Landlords “have had to contend with rising maintenance and mortgage costs amid the spike in inflation, with no means to offset costs for those with properties in RPZs. All this comes on top of a high tax burden of up to 52 per cent for non-institutional landlords, compared to 0 per cent for institutional investors,” she said.

Taxation on rental income for private landlords should be reduced to “25 per cent, including PRSI and USC”, she said, “with institutional investors similarly taxed. They should pay their fair share”. IPOA members rented properties all over the country while institutional investors rented “only to elites”, she said.

When it came to raising rents in rent pressure zones, “which now cover almost all the country”, she pointed to a case where recently “a good tenant left the property after 10 years and the rent was never raised. It meant the landlord could only raise the rent for a new tenant by 2 per cent, because of regulation,” she said.

She felt that in such cases, a landlord renting such a property should be able to do so at current market rental rates. In such cases where “rents haven’t been raised for years”, she said, “the landlord ends up subsidising the tenants”.

The increase in landlords selling properties in the final quarter of last year “underscores the negative impact of the minuscule measures introduced for the sector in Budget 2023, which has had no impact on stemming the exodus of landlords from the market. The IPOA is therefore calling on Government to act boldly, and urgently, to create the right incentives for landlords to continue renting their properties to tenants,” she said.

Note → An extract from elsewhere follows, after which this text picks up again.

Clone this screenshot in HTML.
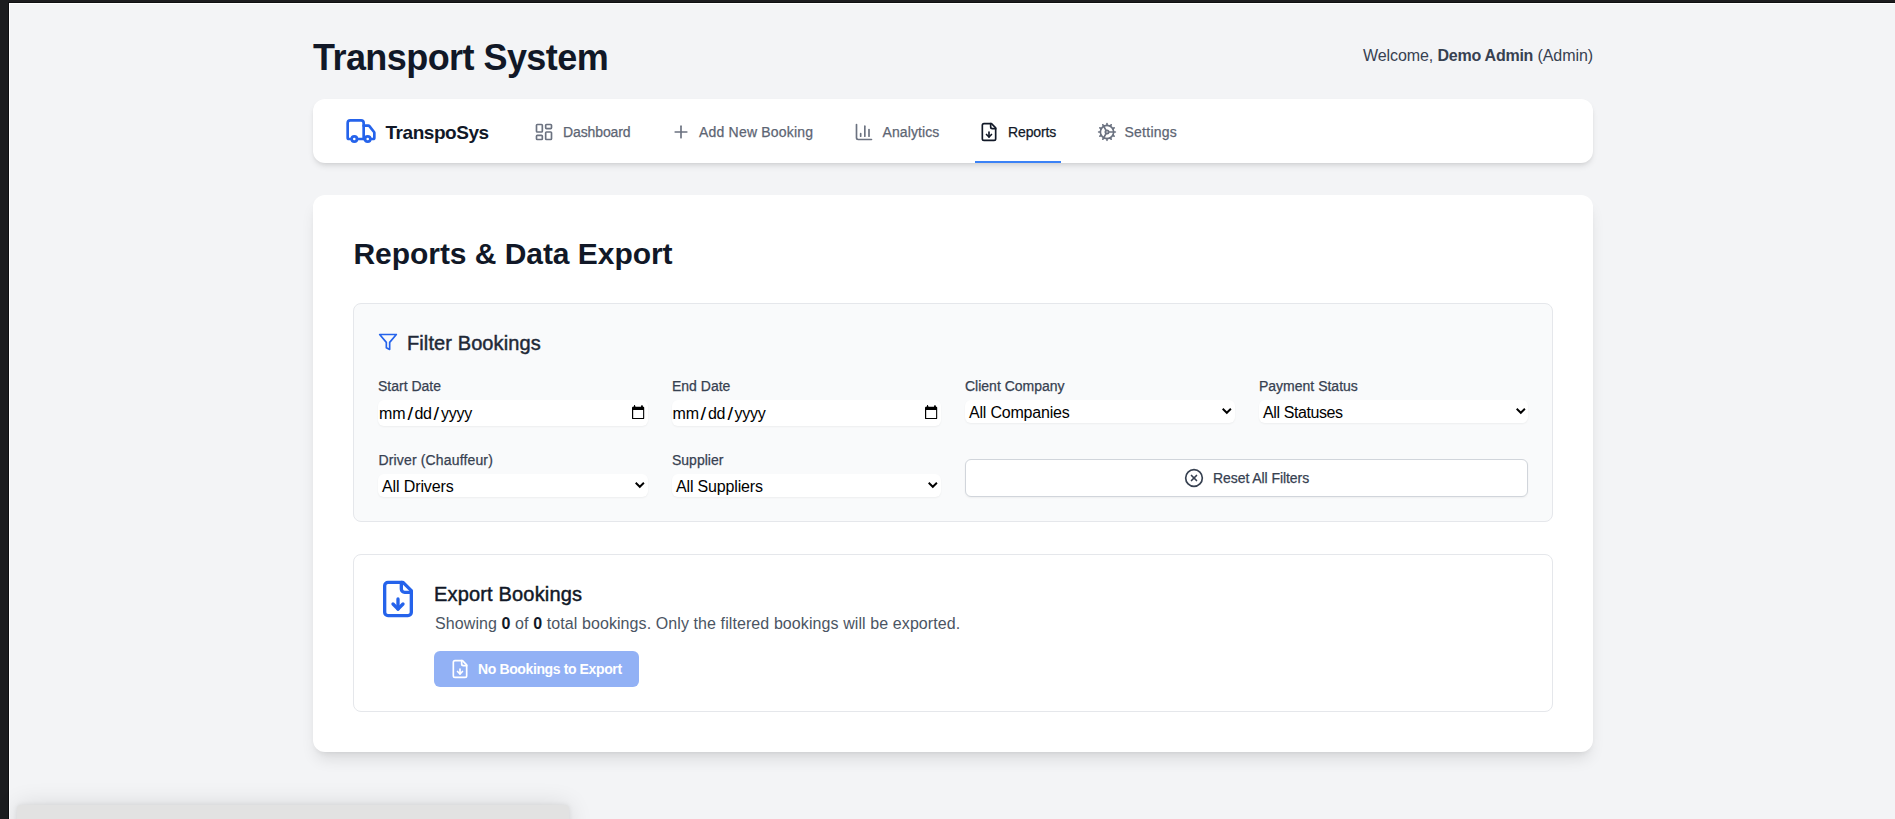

Ms Conway also noted that SCSI figures demonstrated “that high prices mean that buying property remains out of reach for the average first-time buyer in many areas of the country – putting paid to the idea that landlords selling up is facilitating an increase in the number of owner-occupiers.”

Welcoming indications from Taoiseach Leo Varadkar that he intended to introduce new incentives for landlords, she said “these need to be meaningful and not cosmetic, if he is to resolve the exodus of private landlords from the market”. There was “need for a fundamental rebalancing of the approach” to the issue “rather than continuing with menial tweaks to the system, which only incentivise landlords to sell up”.

A reduction of tax on private landlords’ rental income “with commensurate rise in the rate paid by institutional investors in residential property would achieve an outcome that will avert further blockages to housing supply”, she said.